On the other hand, those who believe the government needs to take a
stronger role in order to protect students and staff from shootings and other
dangers line up behind programs like TeenScreen, developed at Columbia
University, the leading mental-health screening program in the country. The
states of Ohio, Florida, Pennsylvania, Nevada, Iowa and New Mexico
have mandated mental-health screenings in schools as a preventive measure.
So what's the fuss? It's over control. And it's not likely
to be resolved any time soon.
If screening is put in place, we're likely to have more
horror stories like this one, outlined by a medical doctor. It's about a girl
in Indiana who went through one of the mental-health screenings and was told
she had "obsessive-compulsive disorder" because she likes to clean, and "social
anxiety disorder" because she doesn't like to party all the time:
www.jpands.org/vol11no3/lehrman.pdf
Everyone agrees that it's a good idea in schools to screen
kids for eyesight and hearing problems in school, and later on, for scoliosis. Early
prevention helps hold potential learning problems at bay and keeps the bills
manageable as well, for both parents and the taxpayers.
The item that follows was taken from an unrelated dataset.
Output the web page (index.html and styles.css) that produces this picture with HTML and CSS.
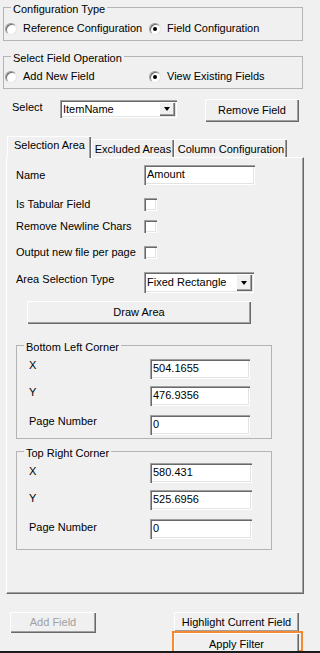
FILE: index.html
```html
<!DOCTYPE html>
<html>
<head>
<meta charset="utf-8">
<link rel="stylesheet" href="styles.css">
</head>
<body>
<div class="app">
  <div class="group g1">
    <div class="gtitle"><span>Configuration Type</span></div>
    <div class="radios r1">
      <div class="radio first"><i class="rb"></i>Reference Configuration</div>
      <div class="radio"><i class="rb on"></i>Field Configuration</div>
    </div>
  </div>

  <div class="group g2">
    <div class="gtitle"><span>Select Field Operation</span></div>
    <div class="radios r2">
      <div class="radio first"><i class="rb"></i>Add New Field</div>
      <div class="radio"><i class="rb on"></i>View Existing Fields</div>
    </div>
  </div>

  <div class="select-row">
    <div class="select-label">Select</div>
    <div class="combo combo-item"><span class="combo-text">ItemName</span><span class="drop"><i class="tri"></i></span></div>
    <div class="btn btn-remove">Remove Field</div>
  </div>

  <div class="tabs">
    <div class="tab active">Selection Area</div>
    <div class="tab t2">Excluded Areas</div>
    <div class="tab t3">Column Configuration</div>
  </div>

  <div class="panel">
    <div class="frow row-name">
      <div class="flabel">Name</div>
      <div class="tbox w-name">Amount</div>
    </div>
    <div class="frow cbrow row-tab">
      <div class="flabel">Is Tabular Field</div>
      <i class="cb"></i>
    </div>
    <div class="frow cbrow row-nl">
      <div class="flabel">Remove Newline Chars</div>
      <i class="cb"></i>
    </div>
    <div class="frow cbrow row-out">
      <div class="flabel">Output new file per page</div>
      <i class="cb"></i>
    </div>
    <div class="frow row-area">
      <div class="flabel lab-area">Area Selection Type</div>
      <div class="combo combo-area"><span class="combo-text">Fixed Rectangle</span><span class="drop"><i class="tri"></i></span></div>
    </div>
    <div class="btn btn-draw">Draw Area</div>

    <div class="group corner bl">
      <div class="gtitle"><span>Bottom Left Corner</span></div>
      <div class="crow c1"><div class="clabel">X</div><div class="tbox w-bl">504.1655</div></div>
      <div class="crow c2"><div class="clabel">Y</div><div class="tbox w-bl">476.9356</div></div>
      <div class="crow c3"><div class="clabel">Page Number</div><div class="tbox w-bl">0</div></div>
    </div>

    <div class="group corner tr">
      <div class="gtitle"><span>Top Right Corner</span></div>
      <div class="crow c1"><div class="clabel">X</div><div class="tbox w-tr">580.431</div></div>
      <div class="crow c2"><div class="clabel">Y</div><div class="tbox w-tr">525.6956</div></div>
      <div class="crow c3"><div class="clabel">Page Number</div><div class="tbox w-tr">0</div></div>
    </div>
  </div>

  <div class="bottom">
    <div class="btn btn-add disabled">Add Field</div>
    <div class="right-col">
      <div class="btn btn-hl">Highlight Current Field</div>
      <div class="focus-box">
        <div class="btn btn-apply">Apply Filter</div>
      </div>
    </div>
  </div>
</div>
<div class="band"></div>
</body>
</html>
```

FILE: styles.css
```css
* { box-sizing: border-box; margin: 0; padding: 0; }
html, body { width: 320px; height: 653px; overflow: hidden; }
body {
  background: #f0f0f0;
  font-family: "Liberation Sans", Arial, sans-serif;
  font-size: 11px;
  line-height: 13px;
  color: #000;
}
.app { height: 651px; overflow: hidden; }
.band { height: 2px; background: #1c1c1c; }

/* group boxes */
.group { border: 1px solid #b4b4b4; }
.gtitle { margin-top: -5px; height: 13px; padding-left: 7px; white-space: nowrap; }
.gtitle span { background: #f0f0f0; padding: 0 2px; }

.g1 { margin: 7px 0 0 3px; width: 300px; padding-bottom: 5px; }
.g2 { margin: 15px 0 0 3px; width: 300px; padding-bottom: 5px; }
.radios { display: flex; align-items: center; height: 13px; padding-left: 1px; }
.r1 { margin-top: 6px; }
.r2 { margin-top: 5px; }
.radio { display: flex; align-items: center; gap: 6px; white-space: nowrap; }
.radio.first { width: 144px; }
.rb {
  display: block; width: 12px; height: 12px; border-radius: 50%;
  background: #fff;
  border: 1px solid;
  border-color: #9a9a9a #e6e6e6 #e6e6e6 #9a9a9a;
  box-shadow: inset 1px 1px 0 #6e6e6e;
  position: relative;
}
.rb.on::after {
  content: ""; position: absolute; left: 3px; top: 3px;
  width: 4px; height: 4px; border-radius: 50%; background: #000;
}

/* select row */
.select-row { display: flex; align-items: flex-start; margin-top: 10px; padding-left: 12px; height: 23px; }
.select-label { width: 48px; margin-top: 2px; }

/* sunken boxes */
.tbox, .combo, .cb {
  background: #fff;
  box-shadow: inset 1px 1px 0 #a0a0a0, inset 2px 2px 0 #696969, inset -1px -1px 0 #fff, inset -2px -2px 0 #e3e3e3;
}
.tbox { height: 20px; padding: 3px 0 0 3px; white-space: nowrap; }
.combo { display: flex; align-items: stretch; padding: 2px 2px 2px 3px; }
.combo-text { flex: 1; white-space: nowrap; display: flex; align-items: center; }
.combo-item { width: 117px; height: 18px; margin-top: 1px; }
.drop {
  width: 16px; background: #f0f0f0; display: flex; align-items: center; justify-content: center;
  box-shadow: inset 1px 1px 0 #fff, inset -1px -1px 0 #696969, inset -2px -2px 0 #a0a0a0;
}
.tri { display: block; width: 0; height: 0; border-left: 3.5px solid transparent; border-right: 3.5px solid transparent; border-top: 4px solid #000; }

/* buttons */
.btn {
  background: #f0f0f0; text-align: center; white-space: nowrap;
  box-shadow: inset 1px 1px 0 #fff, inset -1px -1px 0 #696969, inset -2px -2px 0 #a0a0a0;
  display: flex; align-items: center; justify-content: center;
}
.btn-remove { width: 94px; height: 23px; margin-left: 28px; }
.disabled { color: #a0a0a0; }

/* tabs */
.tabs { display: flex; align-items: flex-end; margin-top: 14px; padding-left: 7px; height: 22px; margin-bottom: -1px; position: relative; z-index: 1; }
.tab {
  height: 18px; margin-bottom: 1px; padding-top: 3px; text-align: center; white-space: nowrap;
  border-top: 1px solid #fff; border-left: 1px solid #fff;
  box-shadow: inset -1px 0 0 #696969, inset -2px 0 0 #a0a0a0;
}
.tab.active { width: 84px; height: 22px; margin-bottom: 0; padding-top: 2px; background: #f0f0f0; }
.t2 { width: 83px; }
.t3 { width: 113px; }

.panel {
  margin-left: 6px; width: 298px; height: 437px;
  border-top: 1px solid #fff; border-left: 1px solid #fff;
  border-right: 1px solid #696969; border-bottom: 1px solid #696969;
  box-shadow: inset -1px -1px 0 #a0a0a0;
  padding: 7px 0 0 9px;
}
.frow { display: flex; align-items: center; height: 20px; }
.flabel { width: 128px; white-space: nowrap; }
.cbrow { height: 19px; }
.cb { display: block; width: 13px; height: 13px; }
.w-name { width: 111px; }
.row-tab { margin-top: 10px; }
.row-nl { margin-top: 3px; }
.row-out { margin-top: 7px; }
.row-area { margin-top: 10px; height: 21px; align-items: flex-start; }
.lab-area { margin-top: 1px; }
.combo-area { width: 110px; height: 21px; }
.btn-draw { width: 224px; height: 23px; margin: 8px 0 0 11px; }

.corner { width: 256px; padding-left: 12px; }
.bl { margin-top: 21px; padding-bottom: 3px; }
.tr { margin-top: 12px; padding-bottom: 10px; }
.corner .gtitle { margin-left: -12px; }
.crow { display: flex; align-items: flex-start; }
.clabel { width: 121px; white-space: nowrap; }
.tr .clabel { padding-top: 2px; }
.bl .c1 { margin-top: 5px; }
.tr .c1 { margin-top: 3px; }
.c2 { margin-top: 7px; }
.c3 { margin-top: 9px; }
.w-bl { width: 100px; }
.w-tr { width: 102px; }

/* bottom */
.bottom { display: flex; align-items: flex-start; margin-top: 18px; padding-left: 10px; }
.btn-add { width: 86px; height: 21px; }
.right-col { margin-left: 76px; }
.btn-hl { width: 125px; height: 20px; margin-left: 2px; }
.focus-box { margin-top: -1px; width: 131px; height: 21px; border: 2px solid #f58a33; border-bottom-width: 2px; }
.btn-apply { width: 125px; height: 22px; }
```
Similarly, we don't want kids with communicable diseases to
come to school, and we want to know when there has been a head lice outbreak. Overall,
it's clear that physical health protections and programs within public schools
are important to parents and the public.
The mind is certainly part of the body. So the health of
the mind should probably get the same protections and programs, to maintain
health, right? Surely nobody wants to sit back and do nothing while the next
Columbine unfolds because kids have fallen mentally ill and people don't
realize it!
No. But opponents of mental-health screening believe the
government is overstepping its bounds with the screening program, that it's not
likely to help the ones who really do need the help, and the chances are high
that touchy personal information will get into the wrong hands in the
record-keeping process associated with the mental-health screening.
Similarly, they point to concerns that psychiatric care is
dicey, the younger the patient gets. And, they say, there's too big a risk that
medications will be pushed on kids inappropriately and do harm.
They also contend that a given child's concerns that may be
brought out by the screening could probably be solved relatively quickly and economically
with better parenting skills, improved nutrition, talk therapy, or any number
of other interventions. But they see that frequently, young people are
erroneously labeled as having a mental health problem when they don't, and put
on medications when less-invasive solutions would've worked if tried.